Some South African insurers are trying to dodge paying out for lockdown losses

 ·10 Jul 2020

One of South Africa’s key financial regulators, the Financial Sector Conduct Authority (FSCA), says it is concerned about the behaviour of some insurers who are deliberately avoiding paying business interruption claims where no grounds exist to do so.

In a circular published on Thursday (9 July), the FSCA said that the national lockdown cannot be used by any insurer as grounds to reject a claim.

“Such conduct goes against the principles of treating customers fairly and breaks down confidence and trust in the insurance sector.

“The FSCA has communicated this view to insurers and will take action against those that do not treat their customers fairly.”

The regulator said that one of the key principles underlying the Twin Peaks reforms is that of treating customers fairly, where:

  • Products are designed to meet customers’ needs;
  • Are sold in such a way that customers understand what they are buying;
  • Unfair barriers such as fine print or unfair proof of claims are not put in the way of customers exercising their rights in terms of those policies.

Based on the information received and analysed by the FSCA to date, the regulator found that, although it could not find evidence that the national lockdown could be a trigger for a valid business interruption insurance cover claim, policyholders are able to claim in instances where they can show that they have satisfied the requirements of their specific policy.

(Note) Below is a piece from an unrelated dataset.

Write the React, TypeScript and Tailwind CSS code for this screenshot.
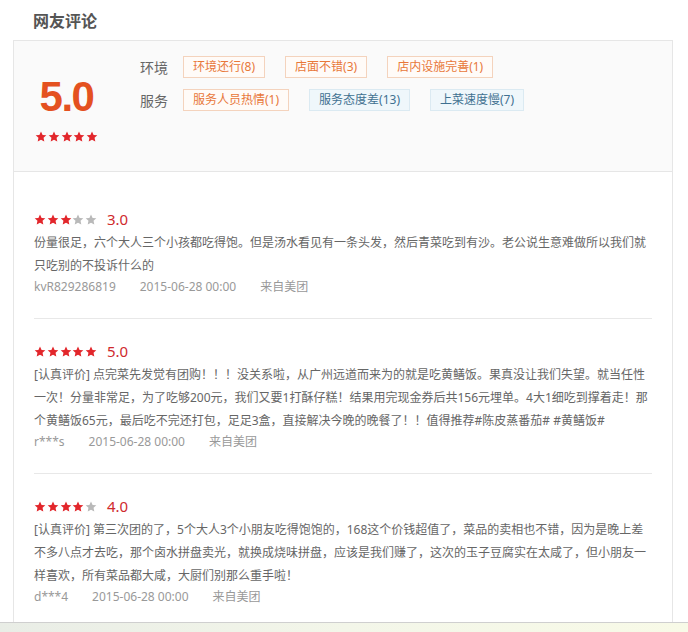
import React from "react";

type Review = {
  score: number;
  lines: string[];
  user: string;
  time: string;
  source: string;
};

const reviews: Review[] = [
  {
    score: 3,
    lines: [
      "份量很足，六个大人三个小孩都吃得饱。但是汤水看见有一条头发，然后青菜吃到有沙。老公说生意难做所以我们就",
      "只吃别的不投诉什么的",
    ],
    user: "kvR829286819",
    time: "2015-06-28 00:00",
    source: "来自美团",
  },
  {
    score: 5,
    lines: [
      "[认真评价] 点完菜先发觉有团购！！！没关系啦，从广州远道而来为的就是吃黄鳝饭。果真没让我们失望。就当任性",
      "一次！分量非常足，为了吃够200元，我们又要1打酥仔糕！结果用完现金券后共156元埋单。4大1细吃到撑着走！那",
      "个黄鳝饭65元，最后吃不完还打包，足足3盒，直接解决今晚的晚餐了！！值得推荐#陈皮蒸番茄# #黄鳝饭#",
    ],
    user: "r***s",
    time: "2015-06-28 00:00",
    source: "来自美团",
  },
  {
    score: 4,
    lines: [
      "[认真评价] 第三次团的了，5个大人3个小朋友吃得饱饱的，168这个价钱超值了，菜品的卖相也不错，因为是晚上差",
      "不多八点才去吃，那个卤水拼盘卖光，就换成烧味拼盘，应该是我们赚了，这次的玉子豆腐实在太咸了，但小朋友一",
      "样喜欢，所有菜品都大咸，大厨们别那么重手啦！",
    ],
    user: "d***4",
    time: "2015-06-28 00:00",
    source: "来自美团",
  },
];

const tagRows = [
  {
    label: "环境",
    tags: [
      { text: "环境还行(8)", good: true },
      { text: "店面不错(3)", good: true },
      { text: "店内设施完善(1)", good: true },
    ],
  },
  {
    label: "服务",
    tags: [
      { text: "服务人员热情(1)", good: true },
      { text: "服务态度差(13)", good: false },
      { text: "上菜速度慢(7)", good: false },
    ],
  },
];

function Star({ on }: { on: boolean }) {
  return (
    <svg viewBox="0 0 24 24" className="w-3 h-3 shrink-0">
      <path
        d="M12 1l3.2 6.8 7.4.9-5.5 5 1.5 7.3L12 17.4l-6.6 3.6 1.5-7.3-5.5-5 7.4-.9z"
        fill={on ? "#e2262b" : "#b9b9b9"}
      />
    </svg>
  );
}

function Stars({ score }: { score: number }) {
  return (
    <div className="flex items-center gap-[0.75px]">
      {[1, 2, 3, 4, 5].map((i) => (
        <Star key={i} on={i <= score} />
      ))}
    </div>
  );
}

export default function App() {
  return (
    <div className="w-[688px] h-[632px] overflow-hidden bg-white flex flex-col font-['Noto_Sans','Noto_Sans_CJK_SC',sans-serif]">
      <div className="pt-[8px] pl-[33px] text-[16px] leading-[24px] font-bold text-[#555] font-['Noto_Sans_CJK_SC',sans-serif]">
        网友评论
      </div>

      <div className="mt-[8px] ml-[13px] w-[660px] flex-1 min-h-0 overflow-hidden border border-b-0 border-[#e6e6e6] flex flex-col">
        {/* score summary */}
        <div className="h-[131px] shrink-0 bg-[#fafafa] border-b border-[#e6e6e6] flex">
          <div className="w-[105px] pt-[35px] flex flex-col items-center">
            <div className="text-[42px] leading-[42px] font-bold tracking-[-1.5px] text-[#e4511f] font-['Liberation_Sans',sans-serif]">
              5.0
            </div>
            <div className="mt-[13px]">
              <Stars score={5} />
            </div>
          </div>

          <div className="ml-[21px] pt-[15px] flex flex-col gap-[11px]">
            {tagRows.map((row) => (
              <div key={row.label} className="flex items-center h-[22px]">
                <span className="w-[43px] text-[14px] text-[#666]">{row.label}</span>
                <div className="flex gap-[20px]">
                  {row.tags.map((t) => (
                    <span
                      key={t.text}
                      className={
                        t.good
                          ? "h-[22px] px-[9px] flex items-center text-[12px] border border-[#f4d3bd] bg-[#fffbf8] text-[#e8783a]"
                          : "h-[22px] px-[9px] flex items-center text-[12px] border border-[#dbeaf2] bg-[#eff7fb] text-[#3f7191]"
                      }
                    >
                      {t.text}
                    </span>
                  ))}
                </div>
              </div>
            ))}
          </div>
        </div>

        {/* review list */}
        <div className="pt-[15px] px-[20px]">
          {reviews.map((r, idx) => (
            <div
              key={r.user}
              className={
                idx < reviews.length - 1
                  ? "pt-[21px] pb-[21px] border-b border-[#e8e8e8]"
                  : "pt-[21px] pb-[21px]"
              }
            >
              <div className="h-[23px] flex items-center gap-[10px]">
                <Stars score={r.score} />
                <span className="text-[15px] text-[#cf2a2d]">{r.score}.0</span>
              </div>
              <p className="text-[12px] leading-[23px] text-[#666] whitespace-nowrap">
                {r.lines.map((l, i) => (
                  <React.Fragment key={i}>
                    {i > 0 && <br />}
                    {l}
                  </React.Fragment>
                ))}
              </p>
              <div className="flex gap-6 text-[12px] leading-[20px] text-[#999]">
                <span>{r.user}</span>
                <span>{r.time}</span>
                <span>{r.source}</span>
              </div>
            </div>
          ))}
        </div>
      </div>

      {/* bottom strip */}
      <div className="h-[10px] shrink-0 border-t border-[#cfcfcf] bg-gradient-to-r from-[#e9ede6] via-[#f3f6e9] to-[#f8fae7]" />
    </div>
  );
}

This is whether it was before, during or after the national lockdown.

“In other words, the national lockdown cannot be used by any insurer as a ground to reject a claim,” it said.

The FSCA said that certain conditions need to be met for a valid claim. This is if:

  • A policyholder has a business interruption policy with a radius clause;
  • They can prove that the business suffered a loss – for example, fewer bookings, cancellations of bookings and so forth;
  • The loss was a result of the contagious/infectious disease in the area specified in the radius clause;
  • Business was interrupted or interfered with as a result of measures taken as a consequence of the contagious/infectious disease, including the national lockdown.

The FSCA said it has continuously reminded the insurance industry of the fact that Covid-19 entered the country and spread already prior to the declaration of the national lockdown.